According to The Paper, Wang Xin argued that regulators need to pay attention not only to stablecoins themselves, but to the specific question of whether they could take on a more meaningful role in cross-border payments. He also called for progress on regulation and international cooperation, framing stablecoins as a cross-border financial infrastructure issue rather than a purely domestic one.



Wang’s comments were described as emphasizing the practical consequences of stablecoin adoption—especially if stablecoins become more widely used for moving value between jurisdictions. That focus matters for investors and market participants because it suggests China’s approach is not limited to issuance controls inside its borders, but extends to how these assets could influence payment flows at scale.



While Wang did not signal endorsement of stablecoins or announce new rules, his warning about “weaponization of payments” points to a geopolitical lens that regulators across multiple jurisdictions have increasingly raised. For traders and institutions, the implication is that regulatory risk is not only about compliance with local laws, but also about broader concerns that may affect operational certainty for cross-border payment tools.



No policy reversal—China’s stance is already clear


Wang’s call for monitoring comes months after the PBOC and seven other Chinese agencies issued prohibitions targeting the unauthorized issuance of renminbi-pegged stablecoins and tokenized real-world assets. On Feb. 6, the rules banned such activity, covering both foreign and domestic entities and applying to onshore and offshore versions of yuan-pegged tokens. Authorities also required issuers to obtain government approval.



Cointelegraph previously reported that these restrictions were designed to reinforce China’s preference for state-controlled digital money over privately issued tokens. In that context, Wang’s remarks appear consistent with earlier enforcement posture: regulators can express openness to careful observation while continuing to resist broad permissionless development of stablecoin-like instruments that could compete with public policy objectives.



Importantly, Wang’s speech was framed around oversight and coordination rather than authorization or promotion. For market participants, that means the near-term direction remains cautious: even as global stablecoin usage grows, China’s central bank messaging continues to emphasize control, monitoring, and the management of international spillovers.



Stablecoin growth continues—behind the numbers


Regulatory concerns in China are unfolding as stablecoin activity has continued to scale elsewhere. Data referenced by CEX.io indicates that in the first quarter of 2026, overall stablecoin supply increased by roughly $8 billion to reach $315 billion—cited as the first time stablecoin supply reached that level. The figures were reported alongside commentary on transaction behavior and market structure.

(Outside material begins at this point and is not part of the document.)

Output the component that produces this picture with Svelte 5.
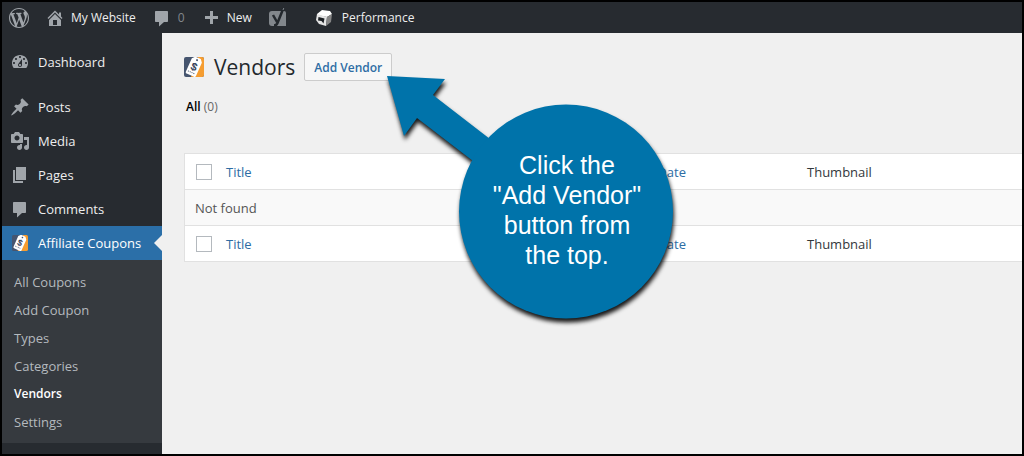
<script lang="ts">
	interface MenuItem {
		label: string;
		icon: string;
	}

	const icons = {
		wordpress:
			'M20 10c0-5.51-4.49-10-10-10C4.48 0 0 4.49 0 10c0 5.52 4.48 10 10 10 5.51 0 10-4.48 10-10zM7.78 15.37L4.37 6.22c.55-.02 1.17-.08 1.17-.08.5-.06.44-1.13-.06-1.11 0 0-1.45.11-2.37.11-.18 0-.37 0-.58-.01C4.12 2.69 6.87 1.11 10 1.11c2.33 0 4.45.87 6.05 2.34-.68-.11-1.65.39-1.65 1.58 0 .74.45 1.36.9 2.1.35.61.55 1.36.55 2.46 0 1.49-1.4 5-1.4 5l-3.03-8.37c.54-.02.82-.17.82-.17.5-.05.44-1.25-.06-1.22 0 0-1.44.12-2.38.12-.87 0-2.33-.12-2.33-.12-.5-.03-.56 1.2-.06 1.22l.92.08 1.26 3.41zM17.41 10c.24-.64.74-1.87.43-4.25.7 1.29 1.05 2.71 1.05 4.25 0 3.29-1.73 6.24-4.4 7.78.97-2.59 1.94-5.2 2.92-7.78zM6.1 18.09C3.12 16.65 1.11 13.53 1.11 10c0-1.3.23-2.48.72-3.59C3.25 10.3 4.67 14.2 6.1 18.09zm4.03-6.63l2.58 6.98c-.86.29-1.76.45-2.71.45-.79 0-1.57-.11-2.29-.33.81-2.38 1.62-4.74 2.42-7.1z',
		home: 'M16 8.5l1.53 1.53-1.06 1.06L10 4.6l-6.47 6.49-1.06-1.06L10 2.5l4 4v-2h2v4zm-6-2.46l6 5.99V18H4v-5.97zM12 17v-5H8v5h4z',
		comment:
			'M4 3h11c.6 0 1 .4 1 1v9c0 .6-.4 1-1 1h-3l-5 4.500v-4.500H4c-.6 0-1-.4-1-1V4c0-.6.4-1 1-1z',
		plus: 'M17 8v3h-5v5H9v-5H4V8h5V3h3v5h5z',
		dashboard:
			'M3.76 16h12.48c1.1-1.37 1.76-3.11 1.76-5 0-4.42-3.58-8-8-8s-8 3.58-8 8c0 1.89.66 3.63 1.76 5zM10 4c.55 0 1 .45 1 1s-.45 1-1 1-1-.45-1-1 .45-1 1-1zM6 6c.55 0 1 .45 1 1s-.45 1-1 1-1-.45-1-1 .45-1 1-1zm8 0c.55 0 1 .45 1 1s-.45 1-1 1-1-.45-1-1 .45-1 1-1zm-5.37 5.55L12 7v6c0 1.1-.9 2-2 2s-2-.9-2-2c0-.57.24-1.08.63-1.45zM4 10c.55 0 1 .45 1 1s-.45 1-1 1-1-.45-1-1 .45-1 1-1zm12 0c.55 0 1 .45 1 1s-.45 1-1 1-1-.45-1-1 .45-1 1-1zm-5 3c0-.55-.45-1-1-1s-1 .45-1 1 .45 1 1 1 1-.45 1-1z',
		posts: 'M10.44 3.02l1.82-1.82 6.36 6.35-1.83 1.82c-1.05-.68-2.48-.57-3.41.36l-.75.75c-.92.93-1.04 2.35-.35 3.41l-1.83 1.82-2.41-2.41-2.8 2.79c-.42.42-3.38 2.71-3.8 2.29s1.86-3.39 2.28-3.81l2.79-2.79L4.1 9.36l1.83-1.82c1.05.69 2.48.57 3.4-.36l.75-.75c.93-.92 1.05-2.35.36-3.41z',
		media: 'M13 11V4c0-.55-.45-1-1-1h-1.67L9 1H5L3.67 3H2c-.55 0-1 .45-1 1v7c0 .55.45 1 1 1h10c.55 0 1-.45 1-1zM7 4.5c1.38 0 2.5 1.12 2.5 2.5S8.38 9.5 7 9.5 4.5 8.38 4.5 7 5.62 4.5 7 4.5zM14 6h5v10.5c0 1.38-1.12 2.5-2.5 2.5S14 17.88 14 16.5s1.12-2.5 2.5-2.5c.17 0 .34.02.5.05V9h-3V6zm-4 8.05V13h2v3.5c0 1.38-1.12 2.5-2.5 2.5S7 17.88 7 16.5 8.12 14 9.5 14c.17 0 .34.02.5.05z',
		pages: 'M6 15V2h10v13H6zm-1 1h8v2H3V5h2v11z'
	};

	const contentMenu: MenuItem[] = [
		{ label: 'Posts', icon: icons.posts },
		{ label: 'Media', icon: icons.media },
		{ label: 'Pages', icon: icons.pages },
		{ label: 'Comments', icon: icons.comment }
	];

	const submenu = ['All Coupons', 'Add Coupon', 'Types', 'Categories', 'Vendors', 'Settings'];
	const current = 'Vendors';

	let allChecked = $state(false);
</script>

{#snippet dashicon(path: string)}
	<svg class="icon" viewBox="0 0 20 20" aria-hidden="true"><path d={path} /></svg>
{/snippet}

{#snippet couponLogo(size: number)}
	<svg class="logo" width={size} height={size} viewBox="0 0 20 20" aria-hidden="true">
		<rect width="20" height="20" rx="2" fill="#46556f" />
		<path d="M14 0h4a2 2 0 0 1 2 2v16a2 2 0 0 1-2 2H7z" fill="#f59d31" />
		<g transform="rotate(24 10 10)">
			<path d="M7 0h6l2.500 3v14.500a1.500 1.500 0 0 1-1.500 1.500H6a1.500 1.500 0 0 1-1.500-1.500V3z" fill="#fff" />
			<circle cx="10" cy="2.500" r="1" fill="#46556f" />
			<path d="M6 16h8" stroke="#46556f" stroke-dasharray="1 1" />
			<text x="10" y="13.500" text-anchor="middle">$</text>
		</g>
	</svg>
{/snippet}

{#snippet columns(position: string)}
	<tr>
		<td class="check">
			<input type="checkbox" aria-label="Select all ({position})" bind:checked={allChecked} />
		</td>
		<th scope="col"><a href="#title">Title</a></th>
		<th scope="col" class="date"><a href="#date">Date</a></th>
		<th scope="col" class="thumbnail">Thumbnail</th>
	</tr>
{/snippet}

<div class="admin">
	<header class="adminbar">
		<a class="wp" href="#about" aria-label="About WordPress">{@render dashicon(icons.wordpress)}</a>
		<a class="site" href="#site">{@render dashicon(icons.home)}<span>My Website</span></a>
		<a class="count" href="#comments">{@render dashicon(icons.comment)}<span>0</span></a>
		<a class="new" href="#new">{@render dashicon(icons.plus)}<span>New</span></a>
		<a class="seo" href="#seo" aria-label="SEO">
			<svg class="icon" viewBox="0 0 20 20" aria-hidden="true">
				<path d="M4 3h12a2 2 0 0 1 2 2v13H4a3 3 0 0 1-3-3V6a3 3 0 0 1 3-3z" />
				<path d="M5 7l4 7M15.500 0l-6 15q-1 2.500-3.500 2.500" fill="none" stroke="#23282d" stroke-width="2.500" />
				<path d="M15.800 0l-.8 2" stroke="#82878c" />
			</svg>
		</a>
		<a class="performance" href="#performance">
			<svg class="icon" viewBox="0 0 20 20" aria-hidden="true">
				<path d="M3 6l5-4 8 1 2 3-5 3-10-2z" fill="#fff" />
				<path d="M3 6l10 3-1 9-7-2-3-4z" fill="#e4e4e4" />
				<path d="M13 9l5-3-1 8-5 4z" fill="#858585" />
				<path d="M4.500 9l6 1.500-1 5-2-2.500-3.500-.5z" fill="#1c2024" />
			</svg>
			<span>Performance</span>
		</a>
	</header>

	<div class="body">
		<nav class="sidebar" aria-label="Main menu">
			<a class="item" href="#dashboard">{@render dashicon(icons.dashboard)}Dashboard</a>
			<div class="separator"></div>
			{#each contentMenu as item (item.label)}
				<a class="item" href="#{item.label.toLowerCase()}">{@render dashicon(item.icon)}{item.label}</a>
			{/each}
			<a class="item active" href="#coupons">
				<span class="icon">{@render couponLogo(16)}</span>Affiliate Coupons
			</a>
			<ul class="submenu">
				{#each submenu as label (label)}
					<li><a href="#{label}" class:current={label === current}>{label}</a></li>
				{/each}
			</ul>
		</nav>

		<main>
			<div class="heading">
				{@render couponLogo(20)}
				<h1>Vendors</h1>
				<button type="button">Add Vendor</button>
			</div>
			<p class="filter"><a href="#all">All</a> <span>(0)</span></p>

			<table>
				<thead>{@render columns('top')}</thead>
				<tbody>
					<tr><td class="empty" colspan="4">Not found</td></tr>
				</tbody>
				<tfoot>{@render columns('bottom')}</tfoot>
			</table>

			<div class="callout">
				<svg width="300" height="260" viewBox="0 0 300 260" aria-hidden="true">
					<path d="M7 6l58 3-12 16 57 44-17 22-56-43-13 18z" />
					<circle cx="186" cy="141.500" r="107" />
				</svg>
				<p>Click the<br />"Add Vendor"<br />button from<br />the top.</p>
			</div>
		</main>
	</div>
</div>

<style>
	:global(body) {
		margin: 0;
	}

	.admin {
		box-sizing: border-box;
		min-height: 100vh;
		display: flex;
		flex-direction: column;
		border: 2px solid #000;
		background: #f0f0f0;
		color: #32373c;
		font: 13px/20px 'Open Sans', 'Noto Sans', sans-serif;
	}

	a {
		color: #2e6da4;
		text-decoration: none;
	}

	.icon {
		width: 20px;
		height: 20px;
		flex: none;
		fill: #a0a5aa;
	}

	.logo {
		display: block;
		flex: none;
	}

	.logo text {
		font: bold 11px 'Liberation Sans', sans-serif;
		fill: #35435c;
	}

	.adminbar {
		display: flex;
		align-items: center;
		height: 31px;
		padding-left: 7px;
		background: #272b30;
		font-size: 12px;
	}

	.adminbar a {
		display: flex;
		align-items: center;
		gap: 6px;
		margin-right: 16px;
		color: #eee;
	}

	.adminbar .count {
		color: #82878c;
	}

	.adminbar .seo {
		margin-right: 26px;
	}

	.adminbar .seo .icon {
		fill: #82878c;
	}

	.adminbar .performance {
		gap: 8px;
	}

	.body {
		flex: 1;
		display: flex;
	}

	.sidebar {
		width: 160px;
		flex: none;
		padding-top: 12px;
		background: #272b30;
	}

	.item {
		position: relative;
		display: flex;
		align-items: center;
		gap: 8px;
		height: 34px;
		padding-left: 8px;
		color: #eee;
	}

	.separator {
		height: 11px;
	}

	.active {
		background: #2b6fa8;
		color: #fff;
	}

	.active .icon {
		display: grid;
		place-items: center;
	}

	.active::after {
		content: '';
		position: absolute;
		right: 0;
		border: 8px solid transparent;
		border-right-color: #f0f0f0;
	}

	.submenu {
		margin: 0;
		padding: 8px 0 7px;
		background: #363a3f;
		list-style: none;
	}

	.submenu a {
		display: block;
		padding: 4px 12px;
		color: #b4b9be;
	}

	.submenu .current {
		color: #fff;
		font-size: 12px;
		font-weight: 600;
	}

	main {
		position: relative;
		flex: 1;
		min-width: 0;
		padding: 17px 0 0 22px;
	}

	.heading {
		display: flex;
		align-items: center;
		height: 34px;
	}

	h1 {
		margin: 0 9px 0 10px;
		color: #23282d;
		font-size: 21px;
		font-weight: 400;
	}

	button {
		height: 28px;
		padding: 0 9px;
		border: 1px solid #ccc;
		border-radius: 2px;
		background: #f7f7f7;
		color: #2e6da4;
		font: 600 12px 'Open Sans', sans-serif;
	}

	.filter {
		margin: 13px 0 36px;
		padding-left: 2px;
		color: #666;
		font-size: 12px;
	}

	.filter a {
		color: #000;
		font-weight: 600;
	}

	table {
		width: 100%;
		table-layout: fixed;
		border: 1px solid #e1e1e1;
		border-right: 0;
		border-spacing: 0;
		background: #fff;
	}

	th,
	td {
		box-sizing: border-box;
		height: 35px;
		padding: 0 10px;
		font-weight: 400;
		text-align: left;
	}

	.check {
		width: 31px;
		padding: 0 0 0 11px;
	}

	.date {
		width: 18%;
		padding-left: 12px;
	}

	.thumbnail {
		width: 27%;
		padding-left: 11px;
	}

	.empty {
		height: 37px;
		border: 1px solid #e1e1e1;
		border-width: 1px 0;
		background: #f9f9f9;
		color: #555;
	}

	input {
		appearance: none;
		display: block;
		width: 16px;
		height: 16px;
		margin: 0;
		border: 1px solid #b4b9be;
		background: #fff;
	}

	input:checked {
		background: #2b6fa8;
	}

	/* floats over the list, arrow tip at the Add Vendor button */
	.callout {
		position: absolute;
		top: 37px;
		left: 218px;
		width: 300px;
		height: 260px;
		pointer-events: none;
	}

	.callout svg {
		display: block;
		overflow: visible;
		fill: #0073aa;
		filter: drop-shadow(1px 4px 2px rgba(0, 0, 0, 0.9));
	}

	.callout p {
		position: absolute;
		top: 80px;
		left: 87px;
		width: 200px;
		margin: 0;
		color: #fff;
		font: 25px/30px 'Liberation Sans', Arial, sans-serif;
		text-align: center;
	}
</style>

In that same quarter, CEX.io said stablecoin transaction volume exceeded $28 trillion and that stablecoins accounted for 75% of total crypto trading volume. At the same time, CEX.io estimated that bots generated about 76% of the transaction volume. That combination—rising supply and high throughput alongside heavy bot activity—matters for readers because it suggests that stablecoin liquidity and market usage are expanding, but the composition of that activity may not be purely organic demand for payments.



For Chinese regulators, those distinctions could matter: if stablecoins are increasingly used for trading and settlement, cross-border payment risks may broaden beyond retail remittances into exchange-linked flows, liquidity provisioning, and other operational pathways. And if bot-driven volume dominates, regulators may still worry about system-level effects, even if immediate retail usage is less visible.



CBDCs also on the radar for cross-border payments


Wang’s comments were not limited to stablecoins. He also warned about the need to closely observe the role of central bank digital currencies in cross-border payments. The framing implies that, in China’s view, CBDCs and privately issued stablecoins can both influence international payment dynamics, but for different policy reasons—making international coordination a recurring theme.



For markets, this is a useful signal: China’s thinking appears to treat “digital money for payments” as a spectrum of technologies and governance models. That means future policy discussions about interoperability, regulatory alignment, and cross-border settlement may involve both public digital currency efforts and the constraints imposed on private tokens.



Readers should watch whether Chinese messaging evolves from general monitoring toward concrete enforcement guidance affecting cross-border token settlement channels, especially as stablecoin supply and activity continue to rise globally. The uncertainty Wang referenced—along with the possibility that governments treat payment tooling as a strategic asset—could remain a key driver of how stablecoin-related rules develop in the months ahead.